A Tale of Two Wheels by John von Daler


               Karen Blixen once said that coffee is to the women of Denmark what the word of God is to the soul. If I may add something to this comparison: and what my bicycle is to me.

                I remember my first bike. I was six years old that day. Mom interrupted my birthday breakfast with a table full of presents to say that I should go out into the pantry and feed the dog. Irritating, but I did love the dog.
                Out in the pantry I found one happy, well-fed dog and a spanking new, red and silver boy's bicycle with a horn.
                That bicycle carried me far and wide for years in Tulsa.
                Having reached driving age I put the bike on hold and drove around in Norwalk Connecticut in our Renault listening to pop music. Teenagers don't know how to live.
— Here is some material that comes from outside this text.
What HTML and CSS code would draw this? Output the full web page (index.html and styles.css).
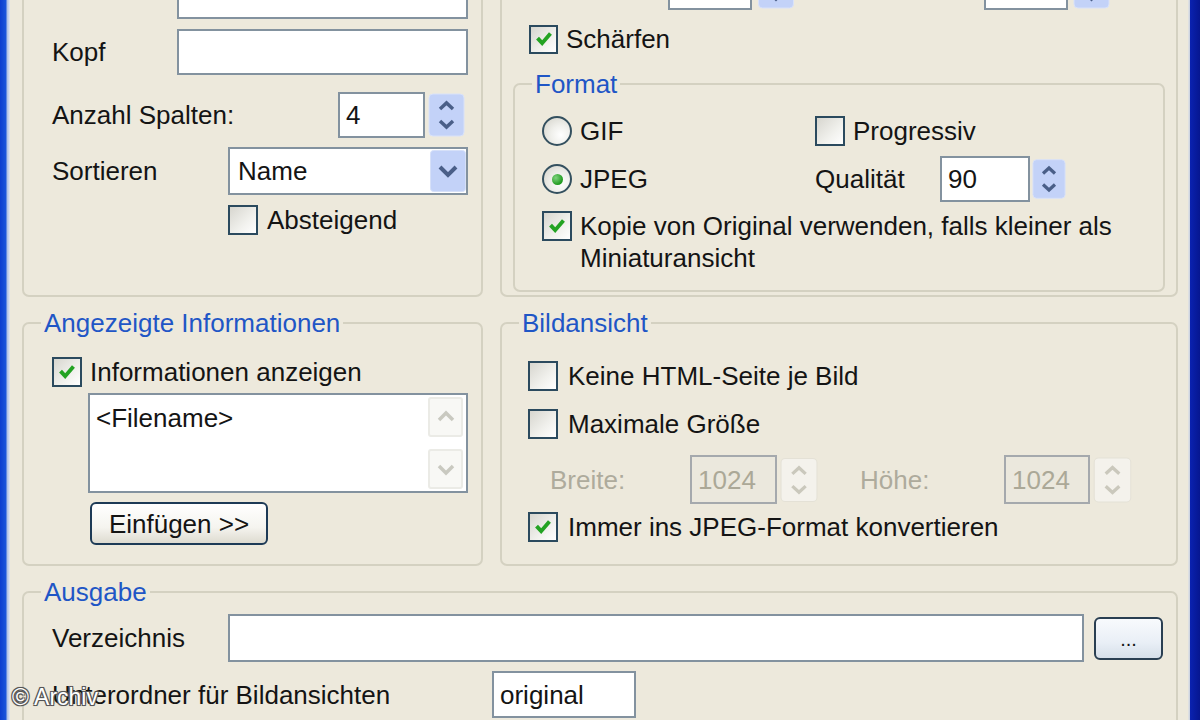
FILE: index.html
```html
<!DOCTYPE html>
<html lang="de">
<head>
<meta charset="utf-8">
<title>Web-Galerie</title>
<link rel="stylesheet" href="styles.css">
</head>
<body>
<div class="window">
  <div class="frame-left"></div>
  <div class="client">
    <div class="grid">

      <!-- Layout -->
      <fieldset class="group">
        <legend>Layout</legend>
        <div class="pane pane-layout">
          <div class="row r-title"><span class="lbl w125 top">Titel</span><div class="field grow"></div></div>
          <div class="row r-kopf"><span class="lbl w125">Kopf</span><div class="field grow"></div></div>
          <div class="row r-cols">
            <span class="lbl grow">Anzahl Spalten:</span>
            <div class="field f-87">4</div>
            <svg class="spin" viewBox="0 0 37 44" width="37" height="44"><rect x="1" y="1" width="35" height="42" rx="4" fill="#c3d2f8" stroke="#d9e2f9"/><path d="M12 16 L18.5 10 L25 16" stroke="#4a5f88" stroke-width="3.5" fill="none"/><path d="M12 28 L18.5 34 L25 28" stroke="#4a5f88" stroke-width="3.5" fill="none"/></svg>
          </div>
          <div class="row r-sort">
            <span class="lbl w176">Sortieren</span>
            <div class="combo"><span>Name</span>
              <svg class="drop" viewBox="0 0 36 42" width="36" height="42"><rect x="0.5" y="0.5" width="35" height="41" rx="3" fill="#c3d2f8" stroke="#d6e0f8"/><path d="M10 17 L18 25 L26 17" stroke="#4a5f88" stroke-width="4" fill="none"/></svg>
            </div>
          </div>
          <div class="row r-desc">
            <label class="chk"><span class="box"></span><span>Absteigend</span></label>
          </div>
        </div>
      </fieldset>

      <!-- Miniaturansichten -->
      <fieldset class="group">
        <legend>Miniaturansichten</legend>
        <div class="pane pane-thumb">
          <div class="row r-size">
            <span class="lbl w138 top">Breite:</span>
            <div class="field f-84 faint">120</div>
            <svg class="spin sp-top" viewBox="0 0 37 44" width="38" height="44"><rect x="1" y="1" width="35" height="42" rx="4" fill="#c3d2f8" stroke="#d9e2f9"/><path d="M12 16 L18.5 10 L25 16" stroke="#4a5f88" stroke-width="3.5" fill="none"/><path d="M12 28 L18.5 34 L25 28" stroke="#4a5f88" stroke-width="3.5" fill="none"/></svg>
            <span class="lbl w141 ml48 top">Höhe:</span>
            <div class="field f-84 faint">120</div>
            <svg class="spin sp-top" viewBox="0 0 37 44" width="37" height="44"><rect x="1" y="1" width="35" height="42" rx="4" fill="#c3d2f8" stroke="#d9e2f9"/><path d="M12 16 L18.5 10 L25 16" stroke="#4a5f88" stroke-width="3.5" fill="none"/><path d="M12 28 L18.5 34 L25 28" stroke="#4a5f88" stroke-width="3.5" fill="none"/></svg>
          </div>
          <div class="row r-sharp">
            <label class="chk"><span class="box"><svg viewBox="0 0 26 26" width="24" height="24"><path d="M6 12 L11 17.5 L20 7" stroke="#23a323" stroke-width="4.2" fill="none"/></svg></span><span>Schärfen</span></label>
          </div>
          <fieldset class="group g-format">
            <legend>Format</legend>
            <div class="pane pane-format">
              <div class="fmt-grid">
                <label class="chk"><span class="radio"></span><span>GIF</span></label>
                <label class="chk"><span class="box"></span><span>Progressiv</span></label>
                <label class="chk"><span class="radio on"><span class="dot"></span></span><span>JPEG</span></label>
                <div class="row r-qual">
                  <span class="lbl w125">Qualität</span>
                  <div class="field f-90">90</div>
                  <svg class="spin sp-q" viewBox="0 0 37 44" width="34" height="44"><rect x="1" y="1" width="35" height="42" rx="4" fill="#c3d2f8" stroke="#d9e2f9"/><path d="M12 16 L18.5 10 L25 16" stroke="#4a5f88" stroke-width="3.5" fill="none"/><path d="M12 28 L18.5 34 L25 28" stroke="#4a5f88" stroke-width="3.5" fill="none"/></svg>
                </div>
              </div>
              <label class="chk multi"><span class="box"><svg viewBox="0 0 26 26" width="24" height="24"><path d="M6 12 L11 17.5 L20 7" stroke="#23a323" stroke-width="4.2" fill="none"/></svg></span><span class="wrap">Kopie von Original verwenden, falls kleiner als Miniaturansicht</span></label>
            </div>
          </fieldset>
        </div>
      </fieldset>

      <!-- Angezeigte Informationen -->
      <fieldset class="group">
        <legend>Angezeigte Informationen</legend>
        <div class="pane pane-info">
          <label class="chk"><span class="box"><svg viewBox="0 0 26 26" width="24" height="24"><path d="M6 12 L11 17.5 L20 7" stroke="#23a323" stroke-width="4.2" fill="none"/></svg></span><span>Informationen anzeigen</span></label>
          <div class="textarea">
            <div class="ta-text">&lt;Filename&gt;</div>
            <div class="scrollbar">
              <div class="sb-btn"><svg viewBox="0 0 30 36" width="30" height="36"><path d="M8 21 L15 14 L22 21" stroke="#c9c9c0" stroke-width="3.5" fill="none"/></svg></div>
              <div class="sb-btn"><svg viewBox="0 0 30 36" width="30" height="36"><path d="M8 15 L15 22 L22 15" stroke="#c9c9c0" stroke-width="3.5" fill="none"/></svg></div>
            </div>
          </div>
          <button class="btn btn-insert" type="button">Einfügen &gt;&gt;</button>
        </div>
      </fieldset>

      <!-- Bildansicht -->
      <fieldset class="group">
        <legend>Bildansicht</legend>
        <div class="pane pane-view">
          <label class="chk"><span class="box"></span><span>Keine HTML-Seite je Bild</span></label>
          <label class="chk r-max"><span class="box"></span><span>Maximale Größe</span></label>
          <div class="row r-dims">
            <span class="lbl w140 dis">Breite:</span>
            <div class="field f-87 disabled">1024</div>
            <svg class="spin dspin" viewBox="0 0 37 44" width="38" height="46"><rect x="1" y="1" width="35" height="42" rx="4" fill="#f4f2ec" stroke="#e4e1d6"/><path d="M12 16 L18.5 10 L25 16" stroke="#cac8bc" stroke-width="3.2" fill="none"/><path d="M12 28 L18.5 34 L25 28" stroke="#cac8bc" stroke-width="3.2" fill="none"/></svg>
            <span class="lbl w144 ml42 dis">Höhe:</span>
            <div class="field f-86 disabled">1024</div>
            <svg class="spin dspin" viewBox="0 0 37 44" width="39" height="46"><rect x="1" y="1" width="35" height="42" rx="4" fill="#f4f2ec" stroke="#e4e1d6"/><path d="M12 16 L18.5 10 L25 16" stroke="#cac8bc" stroke-width="3.2" fill="none"/><path d="M12 28 L18.5 34 L25 28" stroke="#cac8bc" stroke-width="3.2" fill="none"/></svg>
          </div>
          <label class="chk r-jpeg"><span class="box"><svg viewBox="0 0 26 26" width="24" height="24"><path d="M6 12 L11 17.5 L20 7" stroke="#23a323" stroke-width="4.2" fill="none"/></svg></span><span>Immer ins JPEG-Format konvertieren</span></label>
        </div>
      </fieldset>

      <!-- Ausgabe -->
      <fieldset class="group g-out">
        <legend>Ausgabe</legend>
        <div class="pane pane-out">
          <div class="row r-dir">
            <span class="lbl w176">Verzeichnis</span>
            <div class="field grow"></div>
            <button class="btn btn-browse" type="button">...</button>
          </div>
          <div class="row r-sub">
            <span class="lbl w440">Unterordner für Bildansichten</span>
            <div class="field f-144">original</div>
          </div>
        </div>
      </fieldset>

    </div>
  </div>
  <div class="frame-right"></div>
  <div class="watermark">© Archiv</div>
</div>
</body>
</html>
```
FILE: styles.css
```css
* { box-sizing: border-box; }
html, body { margin: 0; padding: 0; }
body {
  width: 1200px;
  height: 720px;
  overflow: hidden;
  background: #ede9dc;
  font: 26px/30px "Liberation Sans", Arial, sans-serif;
  color: #141414;
}
.window { display: flex; height: 720px; position: relative; }
.frame-left {
  width: 10px; flex: none;
  background: linear-gradient(to right, #0b3dcf 0, #1a55dc 6px, #a9bde6 7px, #e4e8ee 10px);
}
.frame-right {
  width: 12px; flex: none;
  background: linear-gradient(to right, #e6e6e4 0, #c6cede 2px, #0a22b0 2px, #061690 12px);
}
.client { flex: 1; padding: 0 10px 0 12px; overflow: hidden; }
.grid {
  display: grid;
  grid-template-columns: 461px 678px;
  grid-template-rows: 397px 258px 160px;
  column-gap: 17px;
  row-gap: 11px;
  margin-top: -100px;
}
.group {
  margin: 0; padding: 0;
  border: 2px solid #d4d1c1;
  border-radius: 7px;
  min-width: 0;
}
.group > legend {
  margin-left: 17px;
  padding: 0 3px;
  color: #1f56c6;
  line-height: 30px;
}
.g-out { grid-column: 1 / 3; }

.row { display: flex; align-items: center; }
.lbl { flex: none; white-space: nowrap; }
.lbl.top { align-self: flex-start; margin-top: -6px; }
.grow { flex: 1; }
.w125 { width: 125px; }
.w138 { width: 138px; }
.w140 { width: 140px; }
.w141 { width: 141px; }
.w144 { width: 144px; }
.w176 { width: 176px; }
.w440 { width: 440px; }
.ml48 { margin-left: 48px; }
.ml42 { margin-left: 42px; }
.dis { color: #aeab9c; }

.field {
  height: 100%;
  background: #fff;
  border: 2px solid #83929f;
  padding: 0 6px;
  display: flex; align-items: center;
  flex: none;
}
.field.grow { flex: 1; }
.f-84 { width: 84px; }
.f-86 { width: 86px; }
.f-87 { width: 87px; }
.f-90 { width: 90px; }
.f-144 { width: 144px; }
.faint { color: #c8c8c8; }
.field.disabled { background: #ebe8dd; border-color: #a5a9ad; color: #aba897; }

.spin { flex: none; margin-left: 3px; display: block; }
.sp-top { margin-left: 5px; }
.sp-q { margin-left: 2px; }

.combo {
  width: 240px; height: 48px;
  background: #fff;
  border: 2px solid #83929f;
  display: flex; align-items: center;
  padding-left: 8px;
}
.combo .drop { margin-left: auto; margin-right: 0; display: block; }

/* checkboxes & radios */
.chk { display: flex; align-items: center; gap: 8px; white-space: nowrap; }
.box {
  width: 30px; height: 30px; flex: none;
  border: 2px solid #2b4a5e;
  background: linear-gradient(135deg, #d7d6cf 0%, #f1f1ed 60%, #fff 100%);
  display: flex; align-items: center; justify-content: center;
}
.radio {
  width: 30px; height: 30px; flex: none;
  border: 2px solid #34505f;
  border-radius: 50%;
  background: radial-gradient(circle at 65% 65%, #fff 0, #f0f0ec 40%, #d2d1c8 100%);
  display: flex; align-items: center; justify-content: center;
}
.radio .dot {
  width: 11px; height: 11px; border-radius: 50%;
  background: radial-gradient(circle at 35% 35%, #7fd37f, #1f9a1f 70%);
}
.chk.multi { align-items: flex-start; white-space: normal; }
.chk.multi .box { margin-top: 1px; }
.chk .wrap { width: 545px; line-height: 32px; }

/* Layout pane */
.pane-layout { padding: 43px 13px 0 28px; }
.r-title { height: 46px; }
.r-kopf { margin-top: 10px; height: 46px; }
.r-cols { margin-top: 17px; height: 46px; padding-right: 3px; }
.r-sort { margin-top: 9px; height: 48px; }
.r-desc { margin-top: 10px; padding-left: 176px; }
.r-desc .chk { gap: 9px; }

/* Thumbnails pane */
.pane-thumb { padding: 34px 0 0 0; }
.r-size { height: 46px; padding-left: 28px; }
.r-sharp { margin-top: 14px; padding-left: 27px; }
.r-sharp .box { width: 29px; height: 29px; }
.g-format { margin: 15px 11px 0 11px; height: 223px; }
.pane-format { padding: 17px 0 0 27px; }
.fmt-grid {
  display: grid;
  grid-template-columns: 273px 1fr;
  grid-template-rows: 30px 46px;
  row-gap: 10px;
  align-items: center;
}
.r-qual { height: 46px; }
.pane-format .chk.multi { margin-top: 8px; }

/* Info pane */
.pane-info { padding: 19px 13px 0 28px; }
.textarea {
  margin: 6px 0 0 36px;
  width: 380px; height: 100px;
  border: 2px solid #83929f;
  background: #fff;
  display: flex;
}
.ta-text { flex: 1; padding: 8px 6px; }
.scrollbar {
  width: 35px; margin-right: 3px;
  display: flex; flex-direction: column; justify-content: space-between;
  padding: 2px 0;
}
.sb-btn {
  height: 40px;
  border: 2px solid #ebebe6;
  border-radius: 3px;
  background: #f8f8f5;
  display: flex; align-items: center; justify-content: center;
}
.btn {
  font: inherit; color: #141414;
  border: 2px solid #1d3a56;
  border-radius: 6px;
  padding: 0;
  background: linear-gradient(#ffffff 0%, #f5f4ef 60%, #dedbd0 100%);
}
.btn-insert { display: block; margin: 9px 0 0 38px; width: 178px; height: 43px; }

/* View pane */
.pane-view { padding: 23px 0 0 26px; }
.pane-view .chk { gap: 10px; }
.r-max { margin-top: 18px; }
.r-dims { margin-top: 16px; height: 49px; padding-left: 22px; }
.r-jpeg { margin-top: 8px; }

/* Output pane */
.pane-out { padding: 7px 13px 0 28px; }
.r-dir { height: 48px; }
.btn-browse {
  margin-left: 10px; width: 69px; height: 43px;
  font-size: 20px; line-height: 20px; padding-top: 2px;
  background: linear-gradient(#f8fafd 0%, #e9eff6 60%, #d6dfe9 100%);
  border-color: #2a3f52;
}
.r-sub { margin-top: 9px; height: 47px; }

.watermark {
  position: absolute;
  left: 12px; top: 683px;
  font-size: 23px; line-height: 28px;
  color: #fff;
  text-shadow: -1px -1px 0 #555, 1px -1px 0 #555, -1px 1px 0 #555, 1px 1px 0 #555, 0 0 2px #333;
}
```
                At Princeton the only Danish professor I knew had a black skyscraper of a bicycle, staid, stable, austere as a bike could be, but demonstrably, definitely foreign, the Max von Sydow of bikes. I watched from afar.
                Later I moved to Copenhagen. From then on I never was without a bicycle. I got a black skyscraper of my own. Now I still bicycle 20 or 30 kilometers a week.
                Ah, you poor car-driving souls: I hop on my bicycle every day knowing that:
1) I will arrive on time wherever I am going, independent as I am of traffic jams or rushhour schedules.
2) I will get a lot of good exercise.
3) I will pollute a lot less than if I had driven a car.
4) and my wind-blown hair will always look a lot sexier than some carburator coif.
                I'm a two-wheeler-dealer and proud of it.